В Нащокинском переулке | страница 3
К постоянным посетителям сестер принадлежали: семья Анатолия Ведерникова, с которым Слава тогда часто играл в концертах на двух роялях, уже упоминавшийся Ирочка — молодой блестящий математик, доктор наук П. Маслов со своей подругой Милой (она же Кай), музыковед Кира Алемасова — большая, добрая, близорукая, но яростная, когда дело касалось ее музыкальной веры, Владимир Богомазов — виолончелист и художник, Олег Агарков — пианист, дирижер, преподаватель музыки, в ту пору он тяготел к нетрадиционным инструментам, связанным с электричеством и энергией воды (за последнее не отвечаю, поскольку это со слов Веры), его жена, талантливая артистка Татьяна Панова, бывала редко, как и пианист Мержанов, разделивший с Рихтером первую премию на послевоенном Всесоюзном музыкальном фестивале; не раз встречал я там Милу Нейгауз, дочь Генриха Густавовича, писателя Н. Мельникова — Иоанна Предтечу космополитизма; фоном мелькали бутоньерки осенних и весенних роз — консерваторские хлопотуньи, Славины поклонницы.
Я не собираюсь рассказывать историю своих отношений с прохоровским домом, это очень важная для моей жизни, но другая тема. Мне хочется дать представление о том добром огоньке, который долго горел, потом тлел в сталинской ночи, но в конце концов был раздавлен и загашен солдатским сапогом.

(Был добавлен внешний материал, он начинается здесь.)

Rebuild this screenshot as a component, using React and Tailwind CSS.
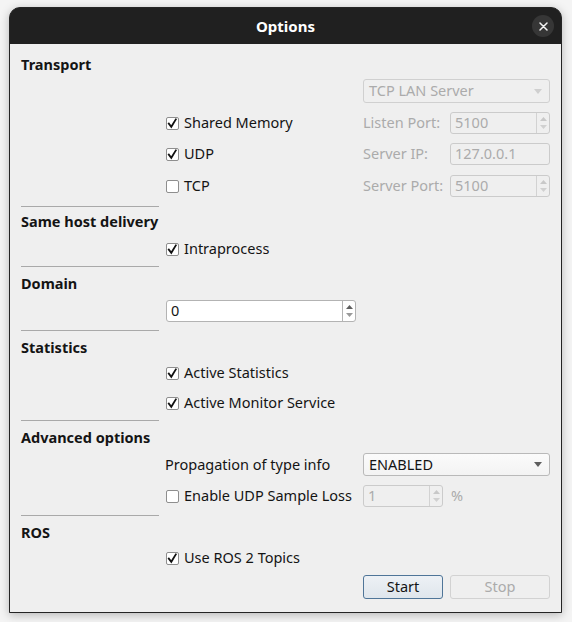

Царила в доме музыка, что естественно, но едва ли меньше было литературы, особенно поэзии (через Генриха Густавовича — учителя Славы и родственника — по жене — Веры и Любы наш кружок выходил на Пастернака, чей образ реял тут постоянно), и живописи — мы дружили с Фальком, жившим поблизости. По воскресеньям мы ходили к нему в мастерскую, и Роберт Рафаилович, молчаливый и печальный, с покорным видом показывал нам свои картины — он был на редкость плодовит, хотя время никак не стимулировало подобную производительность. Но художник такого масштаба зависит от вечности, не от времени, а с вечностью у Фалька было все в порядке. В мастерскую набивалось много народа: бесконечно преданные Фальку бывшие жены, подростки, семейную принадлежность которых мне никак не удавалось вычислить, какие-то лунные, не ведающие самих себя женщины; добиралась сюда и хромуля, прекрасная поэтесса, падчерица жизни Ксения Некрасова.
Но едва ли не самым ярким впечатлением тех лет, связанных с нащокинским гнездом, был театр, их беспрерывный домашний театр, которым управлял Рихтер. Он и сам был театром: легко вспыхивающий, увлекающийся, ранимый, мудрый и ребячливый, то яркое пламя, то серый пепел. Последнее в описываемую пору случалось редко, потом участилось.